Restoration of the independence

National Awakening

In 1985, after Mikhail Gorbachov the Secretary General of the Central Committee of the Soviet Communist Party, declared “a course of restructuring and openness”, changes started in the Soviet Union with regard to at least little independence for its republics. The reborn national ideals in the Baltic grew stronger, eventually evolving into a general awakening, lead by the Latvian Popular Front (LPF) and the National Independence Movement (LNIM). People from artistic and intellectual milieu, including lawyers, became actively involved in the process of awakening.

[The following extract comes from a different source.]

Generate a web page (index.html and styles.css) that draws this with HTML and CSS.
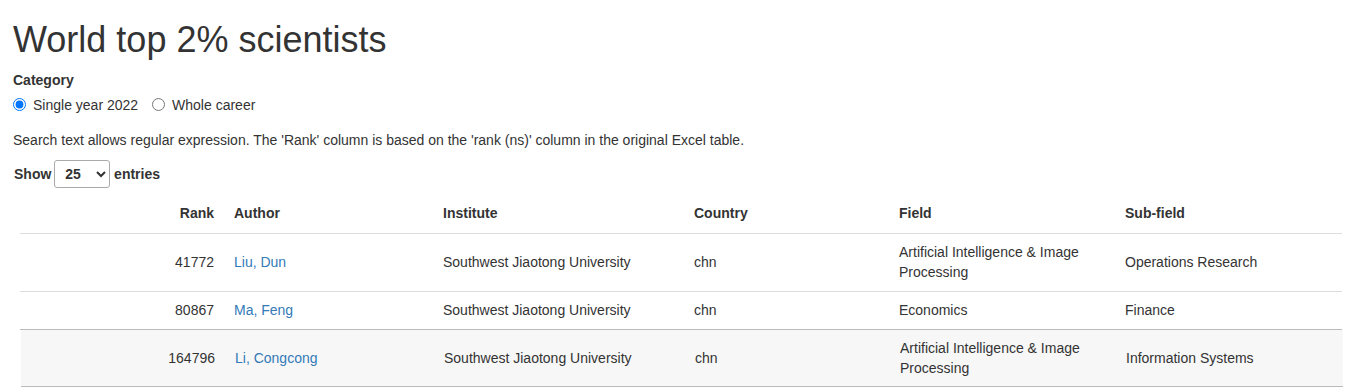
FILE: index.html
```html
<!DOCTYPE html>
<html lang="en">
<head>
<meta charset="utf-8">
<title>World top 2% scientists</title>
<link rel="stylesheet" href="styles.css">
</head>
<body>
<div class="page">
  <h1 class="title">World top 2% scientists</h1>
  <label class="group-label">Category</label>
  <div class="radios">
    <label class="radio"><input type="radio" name="cat" checked><span>Single year 2022</span></label>
    <label class="radio"><input type="radio" name="cat"><span>Whole career</span></label>
  </div>
  <p class="note">Search text allows regular expression. The 'Rank' column is based on the 'rank (ns)' column in the original Excel table.</p>
  <div class="length">
    <label class="length-label">Show
      <select class="length-select">
        <option>10</option>
        <option selected>25</option>
        <option>50</option>
        <option>100</option>
      </select>
      entries</label>
  </div>
  <div class="table-wrap">
    <table class="data">
      <colgroup>
        <col class="c-rank"><col class="c-author"><col class="c-inst"><col class="c-country"><col class="c-field"><col class="c-sub">
      </colgroup>
      <thead>
        <tr>
          <th class="num">Rank</th>
          <th>Author</th>
          <th>Institute</th>
          <th>Country</th>
          <th>Field</th>
          <th>Sub-field</th>
        </tr>
      </thead>
      <tbody>
        <tr>
          <td class="num">41772</td>
          <td><a href="#">Liu, Dun</a></td>
          <td>Southwest Jiaotong University</td>
          <td>chn</td>
          <td>Artificial Intelligence &amp; Image Processing</td>
          <td>Operations Research</td>
        </tr>
        <tr class="last">
          <td class="num">80867</td>
          <td><a href="#">Ma, Feng</a></td>
          <td>Southwest Jiaotong University</td>
          <td>chn</td>
          <td>Economics</td>
          <td>Finance</td>
        </tr>
      </tbody>
    </table>
    <table class="data extra">
      <colgroup>
        <col class="c-rank"><col class="c-author"><col class="c-inst"><col class="c-country"><col class="c-field"><col class="c-sub">
      </colgroup>
      <tbody>
        <tr>
          <td class="num">164796</td>
          <td><a href="#">Li, Congcong</a></td>
          <td>Southwest Jiaotong University</td>
          <td>chn</td>
          <td>Artificial Intelligence &amp; Image Processing</td>
          <td>Information Systems</td>
        </tr>
      </tbody>
    </table>
  </div>
</div>
</body>
</html>
```
FILE: styles.css
```css
html, body {
  margin: 0;
  padding: 0;
  background: #fff;
}
body {
  font-family: "Liberation Sans", Arial, Helvetica, sans-serif;
  font-size: 14px;
  line-height: 20px;
  color: #333;
}
.page {
  padding: 0 13px;
}
.title {
  font-size: 36px;
  font-weight: 500;
  line-height: 1.1;
  margin: 20px 0 10px;
  color: #333;
}
.group-label {
  display: block;
  font-weight: bold;
  margin-bottom: 5px;
}
.radios {
  display: flex;
  gap: 14px;
  height: 20px;
}
.radio {
  display: flex;
  align-items: center;
  gap: 7px;
}
.radio input {
  margin: 0;
  width: 13px;
  height: 13px;
}
.note {
  margin: 15px 0 10px;
}
.length {
  height: 28px;
  display: flex;
  align-items: center;
  padding-left: 1px;
}
.length-label {
  font-weight: bold;
}
.length-select {
  font: inherit;
  color: #333;
  width: 56px;
  height: 28px;
  margin: 0 0 0 -1px;
  padding: 0 0 0 6px;
  border: 1px solid #aaa;
  border-radius: 3px;
  background: #fff;
}
.table-wrap {
  margin-top: 5px;
  padding-left: 7px;
}
.data {
  width: 1322px;
  table-layout: fixed;
  border-collapse: collapse;
}
.c-rank { width: 204px; }
.c-author { width: 209px; }
.c-inst { width: 251px; }
.c-country { width: 205px; }
.c-field { width: 226px; }
.c-sub { width: 227px; }
.data th {
  text-align: left;
  font-weight: bold;
  padding: 10px 10px;
  border-bottom: 1px solid #ddd;
}
.data td {
  padding: 8px 10px 9px;
  border-bottom: 1px solid #ddd;
  vertical-align: middle;
}
.data .num {
  text-align: right;
}
.data tr.last td {
  border-bottom-color: #bbb;
}
.data a {
  color: #337ab7;
  text-decoration: none;
}
.extra {
  margin-left: 1px;
}
.extra td {
  background: #f7f7f7;
  padding-bottom: 8px;
  border-bottom: 1px solid #bbb;
}
```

A LPF support group was established also at the Supreme Court, headed by the judge Andrejs Lepse. Members of the support group met regularly, discussed topical issues in the activities of the Popular Front, collected donations for the LPF Fund, distributed the newspaper “Atmoda” (The Awakening), were on duty at the headquarters of the Front.

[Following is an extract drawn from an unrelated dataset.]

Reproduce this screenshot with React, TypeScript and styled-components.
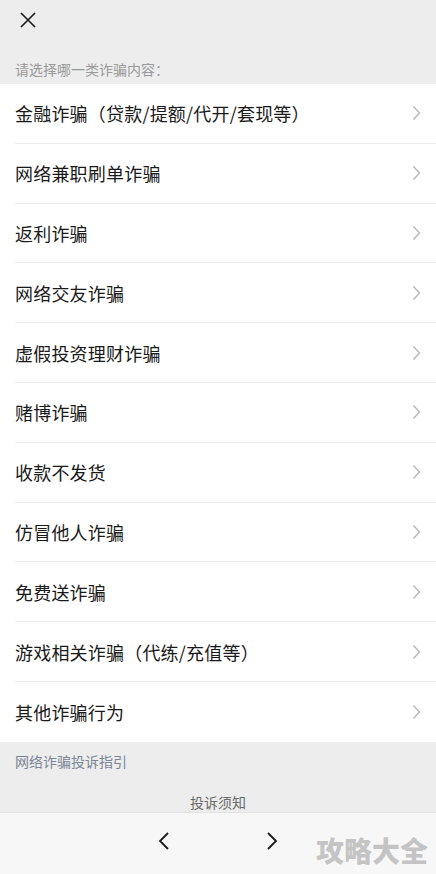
import React from "react";
import styled, { createGlobalStyle } from "styled-components";

const GlobalStyle = createGlobalStyle`
  html, body {
    margin: 0;
    padding: 0;
    background: #ededed;
  }
  body {
    font-family: "Noto Sans CJK SC", "Noto Sans", sans-serif;
  }
`;

const Page = styled.div`
  width: 436px;
  height: 874px;
  display: flex;
  flex-direction: column;
  background: #ededed;
  overflow: hidden;
`;

const Header = styled.div`
  height: 84px;
  display: flex;
  flex-direction: column;
  padding: 0 15px;
  box-sizing: border-box;
`;

const CloseButton = styled.button`
  width: 24px;
  height: 24px;
  margin-top: 8px;
  margin-left: 1px;
  padding: 0;
  border: none;
  background: none;
  display: flex;
  align-items: center;
  justify-content: center;
`;

const Hint = styled.div`
  margin-top: 27px;
  font-size: 14px;
  line-height: 20px;
  color: #999999;
`;

const List = styled.div`
  background: #ffffff;
  display: flex;
  flex-direction: column;
`;

const Row = styled.div<{ $last?: boolean }>`
  height: 59.8px;
  display: flex;
  align-items: center;
  margin-left: 15px;
  padding-right: 15px;
  box-sizing: border-box;
  border-bottom: ${({ $last }) => ($last ? "none" : "1px solid #ececec")};
`;

const Label = styled.span`
  flex: 1;
  font-size: 18px;
  color: #1a1a1a;
  letter-spacing: 0.2px;
`;

const Footer = styled.div`
  flex: 1;
  display: flex;
  flex-direction: column;
  padding: 0 15px;
`;

const GuideLink = styled.div`
  margin-top: 9px;
  font-size: 14px;
  line-height: 20px;
  color: #7c8596;
`;

const Notice = styled.div`
  margin-top: 21px;
  text-align: center;
  font-size: 14px;
  line-height: 20px;
  color: #6a6a6a;
`;

const BottomBar = styled.div`
  position: relative;
  height: 61px;
  background: #f7f7f7;
  border-top: 1px solid #e2e2e2;
  display: flex;
  align-items: center;
  justify-content: center;
  gap: 90px;
`;

const NavButton = styled.button`
  width: 18px;
  height: 24px;
  padding: 0;
  border: none;
  background: none;
  display: flex;
  align-items: center;
  justify-content: center;
  margin-top: -6px;
`;

const Watermark = styled.div`
  position: absolute;
  right: 8px;
  top: 22px;
  font-size: 28px;
  line-height: 30px;
  font-weight: 900;
  color: rgba(180, 180, 180, 0.75);
  font-family: "Noto Sans CJK SC", sans-serif;
`;

const Chevron = () => (
  <svg width="9" height="16" viewBox="0 0 9 16">
    <path d="M1.5 1.5 L7.5 8 L1.5 14.5" fill="none" stroke="#b8b8b8" strokeWidth="1.4" />
  </svg>
);

const items = [
  "金融诈骗（贷款/提额/代开/套现等）",
  "网络兼职刷单诈骗",
  "返利诈骗",
  "网络交友诈骗",
  "虚假投资理财诈骗",
  "赌博诈骗",
  "收款不发货",
  "仿冒他人诈骗",
  "免费送诈骗",
  "游戏相关诈骗（代练/充值等）",
  "其他诈骗行为",
];

export default function App() {
  return (
    <Page>
      <GlobalStyle />
      <Header>
        <CloseButton>
          <svg width="20" height="20" viewBox="0 0 20 20">
            <path d="M3 3 L17 17 M17 3 L3 17" stroke="#1a1a1a" strokeWidth="1.6" />
          </svg>
        </CloseButton>
        <Hint>请选择哪一类诈骗内容：</Hint>
      </Header>
      <List>
        {items.map((label, i) => (
          <Row key={label} $last={i === items.length - 1}>
            <Label>{label}</Label>
            <Chevron />
          </Row>
        ))}
      </List>
      <Footer>
        <GuideLink>网络诈骗投诉指引</GuideLink>
        <Notice>投诉须知</Notice>
      </Footer>
      <BottomBar>
        <NavButton>
          <svg width="12" height="20" viewBox="0 0 12 20">
            <path d="M10 2 L2 10 L10 18" fill="none" stroke="#1a1a1a" strokeWidth="1.8" />
          </svg>
        </NavButton>
        <NavButton>
          <svg width="12" height="20" viewBox="0 0 12 20">
            <path d="M2 2 L10 10 L2 18" fill="none" stroke="#1a1a1a" strokeWidth="1.8" />
          </svg>
        </NavButton>
        <Watermark>攻略大全</Watermark>
      </BottomBar>
    </Page>
  );
}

During the period of awakening the frequency of confrontations between demonstrators, protesters and the militia increased. The militiamen often detained the protesters, but judges often did not give approval for the acts of militia and released the detainees. Usually the Prosecutor’s office of the Latvian SSR protested against these decisions; however, the Supreme Court did not revoke them and terminated the cases.

The Plenary Session of the Supreme Court before de facto restoration of state independence and creation of the legal basis needed for the judicial reform passed historically important and courageous decisions. For example, to prevent the impact of the Communist Party upon courts, the Plenary Session requested the incumbent Supreme Court of the Latvian SSR to declare unlawful all decisions of court and out-of-court institutions, on the basis of which, in accordance with the laws of the occupying state, Latvian inhabitants had been subject to repressions, to rehabilitate them.

Changes after the adoption of the Declaration of Independence

On 4 May, 1990, the LSSR Supreme Council passed the declaration “On Restoring the Independence of the Republic of Latvia”. This had the legal effect of a constitution, reinstating the four Articles of the Satversme of independent Latvia that set forth the constitutional and legal basis of the Latvian State. The Constitutional law “On the Political Status of the Republic of Latvia”, of 21 August 1991, in this turn, fully restored the Latvian political system under the Satversme of 15 February, 1922.

State institutions acquired not only new names, but also new contents to their activities. The Supreme Court of the Latvian SSR was renamed the Supreme Court of the Republic of Latvia. On 16 May 1990 Anatolijs Gorbunovs, the Chair of the Supreme Council of the Republic of Latvia, proposed Gvido Zemrībo as the candidate for the office of chief Justice of the Supreme Court. Zemrībo had been the Chief Justice of the Supreme Court since 1885 and was supported by the deputies and entrusted with the task to continue working and create the Supreme Court of the independent Republic of Latvia.

On 11 March 1991, the Plenary Session of the Supreme Court passed the decision “On the Independence of the Judiciary of the Republic of Latvia” which for the first time contained the basic principles of international standards for adjudicating cases and independence of the judiciary. On 8 April, the Judges of the Supreme Court, wearing official robes and insignia, made according to the sample of official robes of the Senate of Latvia, went to the Supreme Council for the first swearing in ceremony.